▶ Stated problem: Reproduce the listing below without changes, except that pictures are left out.

▶ Information shown:
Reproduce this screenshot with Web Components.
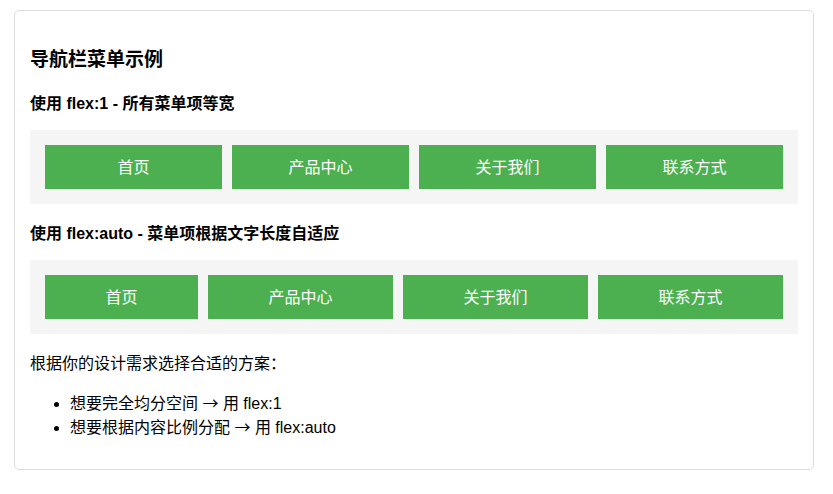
<!DOCTYPE html>
<html lang="zh-CN">
<head>
<meta charset="utf-8">
<title>导航栏菜单示例</title>
<style>
body { margin: 0; padding: 10px 19px 24px 14px; background: #fff; color: #000; font: 16px/24px "Liberation Sans", "Noto Sans CJK SC", sans-serif; }
</style>
</head>
<body>
<demo-page></demo-page>
<script>
class DemoCard extends HTMLElement {
  constructor() {
    super();
    this.attachShadow({ mode: "open" }).innerHTML = `
      <style>
        :host { display: block; border: 1px solid #ddd; border-radius: 5px; padding: 35px 15px 29px; }
        h3 { margin: 0 0 18px; font-size: 19px; line-height: 28px; font-weight: 700; }
      </style>
      <h3><slot name="title"></slot></h3>
      <slot></slot>`;
  }
}
customElements.define("demo-card", DemoCard);

class MenuItem extends HTMLElement {
  constructor() {
    super();
    this.attachShadow({ mode: "open" }).innerHTML = `
      <style>
        :host { display: block; }
        a { display: block; padding: 11px 10px 9px; background: #4caf50; color: #fff; text-align: center; text-decoration: none; }
      </style>
      <a href="#"><slot></slot></a>`;
  }
}
customElements.define("menu-item", MenuItem);

class MenuBar extends HTMLElement {
  constructor() {
    super();
    this.attachShadow({ mode: "open" }).innerHTML = `
      <style>
        :host { display: block; }
        h4 { margin: 0 0 14px; font-size: 16px; line-height: 24px; font-weight: 700; }
        nav { display: flex; gap: 10px; padding: 15px; background: #f5f5f5; }
        ::slotted(menu-item) { flex: 1; }
        :host([fit="auto"]) ::slotted(menu-item) { flex: auto; }
      </style>
      <h4><slot name="label"></slot></h4>
      <nav><slot></slot></nav>`;
  }
}
customElements.define("menu-bar", MenuBar);

class DemoPage extends HTMLElement {
  constructor() {
    super();
    this.attachShadow({ mode: "open" }).innerHTML = `
      <style>
        :host { display: block; }
        menu-bar { margin-bottom: 18px; }
        p { margin: 0 0 16px; }
        ul { margin: 0; padding-left: 40px; }
        .arrow { font-family: "Noto Sans CJK SC", sans-serif; line-height: 1; }
      </style>
      <demo-card>
        <span slot="title">导航栏菜单示例</span>
        <menu-bar>
          <span slot="label">使用 flex:1 - 所有菜单项等宽</span>
          <menu-item>首页</menu-item><menu-item>产品中心</menu-item><menu-item>关于我们</menu-item><menu-item>联系方式</menu-item>
        </menu-bar>
        <menu-bar fit="auto">
          <span slot="label">使用 flex:auto - 菜单项根据文字长度自适应</span>
          <menu-item>首页</menu-item><menu-item>产品中心</menu-item><menu-item>关于我们</menu-item><menu-item>联系方式</menu-item>
        </menu-bar>
        <p>根据你的设计需求选择合适的方案：</p>
        <ul>
          <li>想要完全均分空间 <span class="arrow">→</span> 用 flex:1</li>
          <li>想要根据内容比例分配 <span class="arrow">→</span> 用 flex:auto</li>
        </ul>
      </demo-card>`;
  }
}
customElements.define("demo-page", DemoPage);
</script>
</body>
</html>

▶ Answer to this problem:
Reproduce this screenshot with Web Components.
<!DOCTYPE html>
<html lang="zh-CN">
<head>
<meta charset="utf-8">
<title>导航栏菜单示例</title>
<style>
body { margin: 0; padding: 10px 19px 24px 14px; background: #fff; color: #000; font: 16px/24px "Liberation Sans", "Noto Sans CJK SC", sans-serif; }
</style>
</head>
<body>
<demo-page></demo-page>
<script>
class DemoCard extends HTMLElement {
  constructor() {
    super();
    this.attachShadow({ mode: "open" }).innerHTML = `
      <style>
        :host { display: block; border: 1px solid #ddd; border-radius: 5px; padding: 35px 15px 29px; }
        h3 { margin: 0 0 18px; font-size: 19px; line-height: 28px; font-weight: 700; }
      </style>
      <h3><slot name="title"></slot></h3>
      <slot></slot>`;
  }
}
customElements.define("demo-card", DemoCard);

class MenuItem extends HTMLElement {
  constructor() {
    super();
    this.attachShadow({ mode: "open" }).innerHTML = `
      <style>
        :host { display: block; }
        a { display: block; padding: 11px 10px 9px; background: #4caf50; color: #fff; text-align: center; text-decoration: none; }
      </style>
      <a href="#"><slot></slot></a>`;
  }
}
customElements.define("menu-item", MenuItem);

class MenuBar extends HTMLElement {
  constructor() {
    super();
    this.attachShadow({ mode: "open" }).innerHTML = `
      <style>
        :host { display: block; }
        h4 { margin: 0 0 14px; font-size: 16px; line-height: 24px; font-weight: 700; }
        nav { display: flex; gap: 10px; padding: 15px; background: #f5f5f5; }
        ::slotted(menu-item) { flex: 1; }
        :host([fit="auto"]) ::slotted(menu-item) { flex: auto; }
      </style>
      <h4><slot name="label"></slot></h4>
      <nav><slot></slot></nav>`;
  }
}
customElements.define("menu-bar", MenuBar);

class DemoPage extends HTMLElement {
  constructor() {
    super();
    this.attachShadow({ mode: "open" }).innerHTML = `
      <style>
        :host { display: block; }
        menu-bar { margin-bottom: 18px; }
        p { margin: 0 0 16px; }
        ul { margin: 0; padding-left: 40px; }
        .arrow { font-family: "Noto Sans CJK SC", sans-serif; line-height: 1; }
      </style>
      <demo-card>
        <span slot="title">导航栏菜单示例</span>
        <menu-bar>
          <span slot="label">使用 flex:1 - 所有菜单项等宽</span>
          <menu-item>首页</menu-item><menu-item>产品中心</menu-item><menu-item>关于我们</menu-item><menu-item>联系方式</menu-item>
        </menu-bar>
        <menu-bar fit="auto">
          <span slot="label">使用 flex:auto - 菜单项根据文字长度自适应</span>
          <menu-item>首页</menu-item><menu-item>产品中心</menu-item><menu-item>关于我们</menu-item><menu-item>联系方式</menu-item>
        </menu-bar>
        <p>根据你的设计需求选择合适的方案：</p>
        <ul>
          <li>想要完全均分空间 <span class="arrow">→</span> 用 flex:1</li>
          <li>想要根据内容比例分配 <span class="arrow">→</span> 用 flex:auto</li>
        </ul>
      </demo-card>`;
  }
}
customElements.define("demo-page", DemoPage);
</script>
</body>
</html>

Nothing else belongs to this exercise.